This is the premise of the Knowledge Network for Biocomplexity project, a collaborative project between the National Center for Ecological Analysis and Synthesis (NCEAS), the Long Term Ecological Research Network Office, Texas Tech University, and the San Diego Supercomputer Center (SDSC). In 1999, these organizations were funded jointly to develop the Knowledge Network for Biocomplexity (KNB), a depository and retrieval system for ecological data. The KNB will facilitate scientific research in ecology and related disciplines. The KNB project has three main components:

Informatics research and development, large-scale Ecological and Biogeographical research, and Education, Outreach, and Training. Informatics research and development: Work on the KNB has laid the groundwork for the infrastructure, software tools, and also for building a community of users. The next step (beginning in early 2001) involves installing user interfaces (software) at sites where data exist. These sites include your own computer as well as servers at NCEAS, LTER sites, OBFS sites, and various universities. A major component of the project involves gaining the interest and support of researchers (like you) so you will enter and register your data into the network.
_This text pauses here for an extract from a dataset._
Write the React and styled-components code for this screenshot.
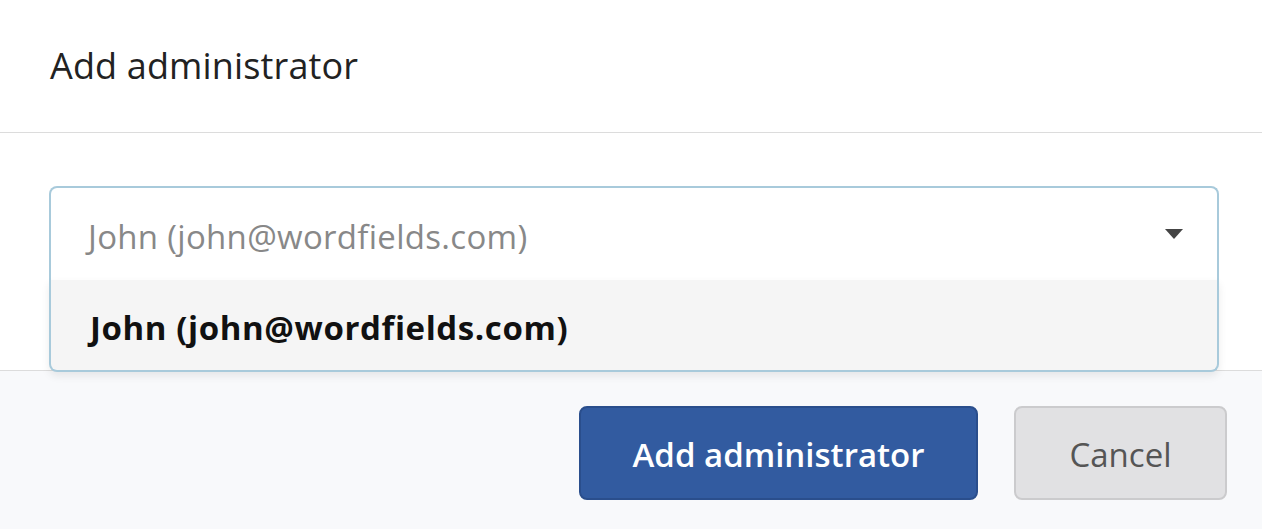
import React from 'react'
import styled, { createGlobalStyle } from 'styled-components'

const GlobalStyle = createGlobalStyle`
  html, body {
    margin: 0;
    padding: 0;
    background: #ffffff;
    font-family: "Open Sans", "Noto Sans", sans-serif;
  }
  * { box-sizing: border-box; }
`;

const Dialog = styled.div`
  width: 100%;
  height: 529px;
  display: flex;
  flex-direction: column;
  overflow: hidden;
`;

const Header = styled.div`
  height: 133px;
  flex-shrink: 0;
  padding: 0 50px;
  display: flex;
  align-items: center;
  border-bottom: 1px solid #dcdcdc;
`;

const Title = styled.h2`
  margin: 0;
  font-size: 36px;
  font-weight: 400;
  letter-spacing: 0.15px;
  color: #222;
  padding-bottom: 2px;
`;

const Body = styled.div`
  height: 237px;
  flex-shrink: 0;
  padding: 53px 43px 0 49px;
  position: relative;
  z-index: 2;
`;

const Select = styled.div`
  position: relative;
`;

const Control = styled.div`
  height: 94px;
  display: flex;
  align-items: center;
  justify-content: space-between;
  padding: 0 34px 0 37px;
  border: 2px solid #a8cadb;
  border-bottom: none;
  border-radius: 8px 8px 0 0;
  background: #fff;
`;

const Placeholder = styled.span`
  font-size: 33px;
  letter-spacing: 0.3px;
  color: #888;
  padding-top: 4px;
`;

const Arrow = styled.svg`
  width: 18px;
  height: 10px;
  display: block;
`;

const Menu = styled.div`
  position: absolute;
  top: 100%;
  left: 0;
  right: 0;
  border: 2px solid #a8cadb;
  border-top: none;
  border-radius: 0 0 8px 8px;
  background: #f5f5f5;
  box-shadow: 0 4px 8px rgba(0, 0, 0, 0.08);
`;

const Option = styled.div`
  height: 90px;
  display: flex;
  align-items: center;
  padding: 4px 0 0 39px;
  font-size: 33px;
  letter-spacing: 0.6px;
  font-weight: 700;
  color: #111;
`;

const Footer = styled.div`
  flex: 1;
  background: #f8f9fb;
  border-top: 1px solid #dcdcdc;
  display: flex;
  justify-content: flex-end;
  align-items: flex-start;
  gap: 36px;
  padding: 35px 35px 0 0;
`;

const Button = styled.button`
  height: 94px;
  width: ${p => p.$width}px;
  border-radius: 8px;
  border: 2px solid ${p => (p.$primary ? '#2a4e8c' : '#cbcbcd')};
  background: ${p => (p.$primary ? '#325ba0' : '#e1e1e3')};
  color: ${p => (p.$primary ? '#ffffff' : '#555555')};
  font-family: "Open Sans", "Noto Sans", sans-serif;
  font-size: 33px;
  font-weight: ${p => (p.$primary ? 600 : 400)};
  padding: 3px 0 0;
  cursor: pointer;
`;

export default function App() {
  return (
    <>
      <GlobalStyle />
      <Dialog>
        <Header>
          <Title>Add administrator</Title>
        </Header>
        <Body>
          <Select>
            <Control>
              <Placeholder>John (john@wordfields.com)</Placeholder>
              <Arrow viewBox="0 0 18 10">
                <path d="M0 0 L18 0 L9 10 Z" fill="#444" />
              </Arrow>
            </Control>
            <Menu>
              <Option>John (john@wordfields.com)</Option>
            </Menu>
          </Select>
        </Body>
        <Footer>
          <Button $primary $width={399}>Add administrator</Button>
          <Button $width={213}>Cancel</Button>
        </Footer>
      </Dialog>
    </>
  )
}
Ecological data reside in many different formats, media, and locations, and currently have no centralized index. Finding those data, retrieving them, and analyzing them is often time consuming and inefficient. The KNB solves many of these problems by providing a set of data management tools (software) that is a single portal to all the data that reside within its network of databases. The KNB contains a sophisticated engine for searching a catalog of metadata to find specific types of data. The software allows users to search metadata by title, abstract, author, keyword, and full text, among many other possibilities. It also contains components that facilitate the creation of metadata and tie the metadata and data together, allowing users to view many types of actual data online. These software tools allow scientists to not only identify appropriate data for some project but also to easily retrieve and, eventually, analyze them by using the same software tools. The first release of the software, created at the NCEAS, is scheduled for January 2001.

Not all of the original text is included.